> [WHAT IS NEEDED]: Identify each line holding the string "this" and copy it.

> [RECORDS SUPPLIED]:
________________

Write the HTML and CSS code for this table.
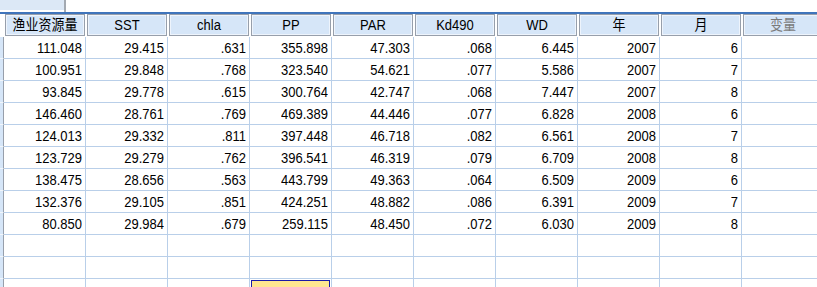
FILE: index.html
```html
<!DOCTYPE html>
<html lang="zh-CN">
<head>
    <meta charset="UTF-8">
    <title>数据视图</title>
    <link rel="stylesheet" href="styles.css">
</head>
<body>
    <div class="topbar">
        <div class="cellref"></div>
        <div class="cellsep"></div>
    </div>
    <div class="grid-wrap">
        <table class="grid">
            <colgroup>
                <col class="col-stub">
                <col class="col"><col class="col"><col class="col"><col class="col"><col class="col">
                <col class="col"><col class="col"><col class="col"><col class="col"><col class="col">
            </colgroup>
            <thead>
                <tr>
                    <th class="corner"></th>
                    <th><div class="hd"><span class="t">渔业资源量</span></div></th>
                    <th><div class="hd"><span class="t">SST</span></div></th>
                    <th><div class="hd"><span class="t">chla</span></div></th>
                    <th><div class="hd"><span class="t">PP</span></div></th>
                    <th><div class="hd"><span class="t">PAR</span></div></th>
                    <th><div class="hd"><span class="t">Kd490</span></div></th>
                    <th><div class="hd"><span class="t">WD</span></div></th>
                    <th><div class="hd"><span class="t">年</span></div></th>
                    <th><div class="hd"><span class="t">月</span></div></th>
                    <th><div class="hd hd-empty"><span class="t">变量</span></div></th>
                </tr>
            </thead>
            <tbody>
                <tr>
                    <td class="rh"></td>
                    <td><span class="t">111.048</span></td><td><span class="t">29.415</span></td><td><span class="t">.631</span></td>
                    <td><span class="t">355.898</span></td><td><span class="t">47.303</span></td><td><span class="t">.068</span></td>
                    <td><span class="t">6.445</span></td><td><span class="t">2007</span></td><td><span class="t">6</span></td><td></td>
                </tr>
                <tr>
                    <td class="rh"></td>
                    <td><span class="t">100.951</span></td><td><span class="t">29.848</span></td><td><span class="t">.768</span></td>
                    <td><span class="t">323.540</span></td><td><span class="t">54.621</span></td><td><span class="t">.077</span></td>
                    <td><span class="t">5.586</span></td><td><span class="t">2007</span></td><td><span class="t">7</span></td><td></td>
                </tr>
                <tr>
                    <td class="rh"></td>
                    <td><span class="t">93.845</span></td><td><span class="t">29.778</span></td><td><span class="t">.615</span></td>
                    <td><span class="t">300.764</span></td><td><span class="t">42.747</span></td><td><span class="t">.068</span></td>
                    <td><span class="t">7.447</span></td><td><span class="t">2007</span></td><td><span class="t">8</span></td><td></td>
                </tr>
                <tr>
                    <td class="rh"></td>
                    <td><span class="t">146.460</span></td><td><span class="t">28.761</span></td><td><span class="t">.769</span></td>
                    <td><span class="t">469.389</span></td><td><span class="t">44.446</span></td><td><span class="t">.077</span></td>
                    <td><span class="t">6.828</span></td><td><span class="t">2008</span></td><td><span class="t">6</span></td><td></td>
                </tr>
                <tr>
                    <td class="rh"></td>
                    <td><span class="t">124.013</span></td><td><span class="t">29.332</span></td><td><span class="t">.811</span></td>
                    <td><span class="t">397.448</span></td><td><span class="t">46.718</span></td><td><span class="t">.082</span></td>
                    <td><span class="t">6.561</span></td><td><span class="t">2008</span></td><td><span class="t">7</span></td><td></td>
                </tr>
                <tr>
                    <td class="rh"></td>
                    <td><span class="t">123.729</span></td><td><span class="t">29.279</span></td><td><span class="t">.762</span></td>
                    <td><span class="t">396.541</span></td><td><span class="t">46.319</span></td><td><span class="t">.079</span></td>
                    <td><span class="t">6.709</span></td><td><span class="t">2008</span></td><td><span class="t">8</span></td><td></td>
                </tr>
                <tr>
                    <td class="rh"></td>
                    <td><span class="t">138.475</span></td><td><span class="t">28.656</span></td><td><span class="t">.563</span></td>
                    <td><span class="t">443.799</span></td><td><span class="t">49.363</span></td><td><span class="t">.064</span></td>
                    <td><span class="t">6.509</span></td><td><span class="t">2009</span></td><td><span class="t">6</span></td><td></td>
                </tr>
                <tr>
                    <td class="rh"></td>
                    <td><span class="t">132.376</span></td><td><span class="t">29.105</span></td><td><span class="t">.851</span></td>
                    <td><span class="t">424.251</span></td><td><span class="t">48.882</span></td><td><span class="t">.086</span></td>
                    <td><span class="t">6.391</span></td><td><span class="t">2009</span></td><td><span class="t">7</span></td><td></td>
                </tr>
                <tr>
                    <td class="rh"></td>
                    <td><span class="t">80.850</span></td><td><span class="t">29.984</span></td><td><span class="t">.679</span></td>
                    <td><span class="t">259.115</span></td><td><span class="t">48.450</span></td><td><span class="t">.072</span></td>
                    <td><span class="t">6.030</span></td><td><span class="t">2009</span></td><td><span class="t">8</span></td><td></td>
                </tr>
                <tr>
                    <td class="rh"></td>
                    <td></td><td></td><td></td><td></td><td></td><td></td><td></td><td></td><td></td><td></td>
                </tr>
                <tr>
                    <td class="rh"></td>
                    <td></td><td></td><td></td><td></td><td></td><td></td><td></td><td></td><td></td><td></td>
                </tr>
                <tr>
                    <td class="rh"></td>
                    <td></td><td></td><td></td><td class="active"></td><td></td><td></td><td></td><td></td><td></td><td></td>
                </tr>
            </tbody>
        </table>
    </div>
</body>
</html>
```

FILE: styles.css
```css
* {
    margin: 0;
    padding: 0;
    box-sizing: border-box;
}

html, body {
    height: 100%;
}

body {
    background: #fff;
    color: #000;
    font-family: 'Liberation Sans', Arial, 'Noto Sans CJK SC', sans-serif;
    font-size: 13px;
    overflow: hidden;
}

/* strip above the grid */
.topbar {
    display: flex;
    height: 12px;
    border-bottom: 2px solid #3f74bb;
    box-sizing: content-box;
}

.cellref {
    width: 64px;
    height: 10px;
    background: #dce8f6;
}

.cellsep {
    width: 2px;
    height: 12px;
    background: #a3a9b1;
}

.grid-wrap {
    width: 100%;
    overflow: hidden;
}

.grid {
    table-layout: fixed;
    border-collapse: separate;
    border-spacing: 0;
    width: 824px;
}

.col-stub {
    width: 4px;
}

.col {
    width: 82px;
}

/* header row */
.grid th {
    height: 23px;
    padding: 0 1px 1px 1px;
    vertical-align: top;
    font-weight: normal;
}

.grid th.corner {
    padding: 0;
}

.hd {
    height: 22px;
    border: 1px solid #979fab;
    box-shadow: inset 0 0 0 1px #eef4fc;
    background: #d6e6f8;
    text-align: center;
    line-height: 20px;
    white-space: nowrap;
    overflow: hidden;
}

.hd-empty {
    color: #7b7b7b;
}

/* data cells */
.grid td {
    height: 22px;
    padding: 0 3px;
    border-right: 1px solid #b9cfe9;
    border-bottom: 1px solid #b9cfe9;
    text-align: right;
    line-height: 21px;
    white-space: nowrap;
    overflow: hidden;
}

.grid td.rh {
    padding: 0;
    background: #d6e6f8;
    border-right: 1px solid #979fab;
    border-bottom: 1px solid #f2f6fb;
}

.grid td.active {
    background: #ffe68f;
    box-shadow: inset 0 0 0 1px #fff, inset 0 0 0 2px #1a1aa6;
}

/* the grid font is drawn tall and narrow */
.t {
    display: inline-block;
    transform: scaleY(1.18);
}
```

________________

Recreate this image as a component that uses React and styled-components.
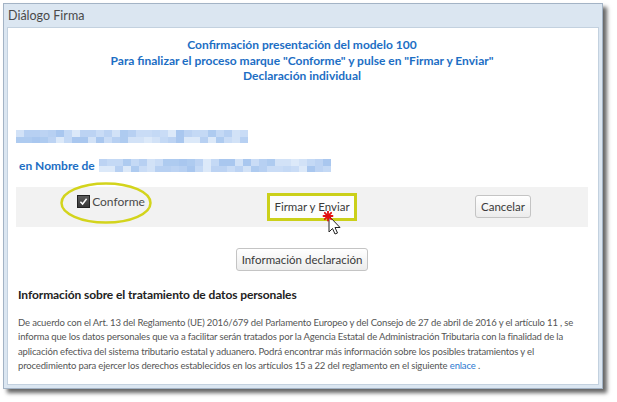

________________

> [CORRECT OUTPUT]:
Write the HTML and CSS code for this table.
Recreate this image as a component that uses React and styled-components.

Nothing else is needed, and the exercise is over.